From the post office I walked a couple of blocks to the bank, only to discover that the cheque I needed to deposit was not in my purse either. It was back at home with the forgotten letter! QUADRUPLE DRAT!!! Aaaaaaargh!!!!!
Back to the car. I had to go home before returning to the first grocery store so I could unpack and refrigerate some dairy and meat products, plus it would give me a chance to just make sure I was right that I had not paid for the dish detergent. Oh, I was right about that all right....AND I also discovered I had been charged for an extra package of meat I hadn't purchased. The cashier had double scanned one of the packs. Aaaaaaaaargh!!!
I located the missing letter and cheque at home, got back into the car and started my rounds all over again. Fortunately there was a different, extremely competent and very friendly cashier on the till when I arrived. She graciously refunded the difference between the meat money and the dish detergent. Back to the post office to mail my letter and then back to the bank to deposit my cheque....oh, and to take out the cash I should have taken out the first time there that I forgot about in my upset over having forgotten to bring the cheque.
I returned home with barely enough time to get lunch made and ready for my husband to eat before he had to go to the dentist. He would have quite happily made his own lunch but he was very busy trying to complete an article for publication before he went and I wanted him to get it done so he would have his afternoon free. He ended up working for more than half a day on both his days off this week as it was.
We decided to go out for dinner this evening. He was recovered from his dental work and I from my morning of fuzzy headed distress, but I was still afraid to use the stove....just in case I wasn't as clear headed again as I thought I was.
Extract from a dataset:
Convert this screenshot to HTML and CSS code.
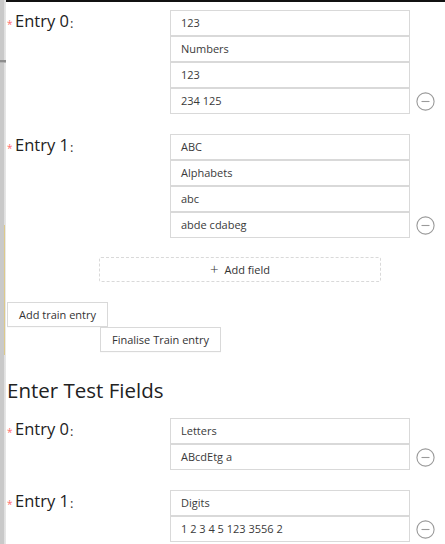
FILE: index.html
```html
<!DOCTYPE html>
<html>
<head>
<meta charset="utf-8">
<link rel="stylesheet" href="styles.css">
</head>
<body>
<div class="frame">
  <div class="side">
    <div class="s-top"></div>
    <div class="s-rule"></div>
    <div class="s-mid"></div>
    <div class="s-accent"></div>
    <div class="s-rest"></div>
  </div>
  <div class="main">
    <div class="list train">
      <div class="entry">
        <div class="label"><span class="req">*</span><span class="ltext">Entry 0</span><span class="colon">:</span></div>
        <div class="inputs">
          <div class="input">123</div>
          <div class="input">Numbers</div>
          <div class="input">123</div>
          <div class="input">234 125</div>
        </div>
        <div class="remove"><svg width="19" height="19" viewBox="0 0 19 19"><circle cx="9.5" cy="9.5" r="8.6" fill="none" stroke="#9a9a9a" stroke-width="1.1"/><line x1="5.5" y1="9.5" x2="13.5" y2="9.5" stroke="#9a9a9a" stroke-width="1.1"/></svg></div>
      </div>
      <div class="entry">
        <div class="label"><span class="req">*</span><span class="ltext">Entry 1</span><span class="colon">:</span></div>
        <div class="inputs">
          <div class="input">ABC</div>
          <div class="input">Alphabets</div>
          <div class="input">abc</div>
          <div class="input">abde cdabeg</div>
        </div>
        <div class="remove"><svg width="19" height="19" viewBox="0 0 19 19"><circle cx="9.5" cy="9.5" r="8.6" fill="none" stroke="#9a9a9a" stroke-width="1.1"/><line x1="5.5" y1="9.5" x2="13.5" y2="9.5" stroke="#9a9a9a" stroke-width="1.1"/></svg></div>
      </div>
    </div>
    <div class="add-field"><span class="plus">+</span><span>Add field</span></div>
    <div class="actions">
      <div class="btn">Add train entry</div>
      <div class="btn btn-final">Finalise Train entry</div>
    </div>
    <h2 class="heading">Enter Test Fields</h2>
    <div class="list test">
      <div class="entry">
        <div class="label"><span class="req">*</span><span class="ltext">Entry 0</span><span class="colon">:</span></div>
        <div class="inputs">
          <div class="input">Letters</div>
          <div class="input">ABcdEtg a</div>
        </div>
        <div class="remove"><svg width="19" height="19" viewBox="0 0 19 19"><circle cx="9.5" cy="9.5" r="8.6" fill="none" stroke="#9a9a9a" stroke-width="1.1"/><line x1="5.5" y1="9.5" x2="13.5" y2="9.5" stroke="#9a9a9a" stroke-width="1.1"/></svg></div>
      </div>
      <div class="entry">
        <div class="label"><span class="req">*</span><span class="ltext">Entry 1</span><span class="colon">:</span></div>
        <div class="inputs">
          <div class="input">Digits</div>
          <div class="input">1 2 3 4 5 123 3556 2</div>
        </div>
        <div class="remove"><svg width="19" height="19" viewBox="0 0 19 19"><circle cx="9.5" cy="9.5" r="8.6" fill="none" stroke="#9a9a9a" stroke-width="1.1"/><line x1="5.5" y1="9.5" x2="13.5" y2="9.5" stroke="#9a9a9a" stroke-width="1.1"/></svg></div>
      </div>
    </div>
  </div>
</div>
</body>
</html>
```

FILE: styles.css
```css
* { box-sizing: border-box; }
html, body { margin: 0; padding: 0; background: #fff; }
body { font-family: "Open Sans", "Noto Sans", sans-serif; color: #262626; }

.frame { display: flex; width: 445px; height: 544px; overflow: hidden; }

.side { width: 6px; display: flex; flex-direction: column; flex: none; }
.side > div { flex-shrink: 0; background: linear-gradient(to right, #c9c9c9 0, #c9c9c9 4px, #dedede 4px, #e8e8e8 6px); }
.s-top { height: 60px; }
.side > .s-rule { height: 3px; background: linear-gradient(to bottom, #8d8d8d 0, #8d8d8d 2px, #b5b5b5 2px); }
.s-mid { height: 162px; }
.side > .s-accent { height: 130px; background: linear-gradient(to right, #c9c9c9 0, #c9c9c9 4px, #dcc98a 4px, #dcc98a 5px, #e8e8e8 5px); }
.side > .s-rest { flex: 1 0 auto; }

.main { flex: 1; border-top: 2px solid #111; padding-left: 1px; display: flex; flex-direction: column; }
.main > * { flex-shrink: 0; }

.list.train { padding-top: 8px; }
.list.test { margin-top: 14px; }

.entry { display: flex; align-items: flex-start; margin-bottom: 20px; }
.label { width: 163px; height: 22px; display: flex; align-items: center; flex: none; }
.req { color: #ff6b6e; font-size: 10px; width: 8px; line-height: 1; margin-top: 5px; }
.ltext { font-size: 16.5px; color: #222; line-height: 22px; }
.colon { font-size: 13px; color: #333; margin-left: 1px; margin-top: 4px; }

.inputs { width: 240px; display: flex; flex-direction: column; flex: none; }
.input { height: 26px; border: 1px solid #d9d9d9; padding: 0 10px; font-size: 11px; line-height: 24px; color: #3a3a3a; background: #fff; }

.remove { align-self: flex-end; height: 26px; margin-left: 6px; display: flex; align-items: center; }
.remove svg { display: block; }

.add-field { margin-top: -1px; margin-left: 92px; width: 282px; height: 25px; border: 1px dashed #d9d9d9; border-radius: 2px; display: flex; align-items: center; justify-content: center; font-size: 11px; color: #333; }
.plus { font-size: 15px; margin-right: 6px; line-height: 1; font-weight: 300; }

.actions { margin-top: 20px; display: flex; flex-direction: column; align-items: flex-start; }
.btn { height: 25px; padding: 0 11px; border: 1px solid #d9d9d9; background: #fff; font-size: 11px; color: #333; line-height: 23px; box-shadow: 0 1px 0 rgba(0,0,0,0.02); }
.btn-final { margin-left: 93px; padding: 0 11px; }

.heading { margin: 24px 0 0 0; font-size: 20.5px; font-weight: 400; line-height: 28px; color: #222; }
```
I am so grateful that days like this are rare now. When I think back to that 2 years of being this discombobulated every day, all day, I wonder how I ever coped at all. Depression and stress do terrible things to my mind and I am so grateful there has been no sign of returning to that dreadful state of affairs. Tonight I could look back and laugh about my silly morning because I know it will not be repeated tomorrow. Today it was a lot funnier than it was when it was a chronic state of affairs.
We will see what tomorrow brings.....never a dull moment around here for me! AND you have to see the humour in a morning like this, right? hohoho!!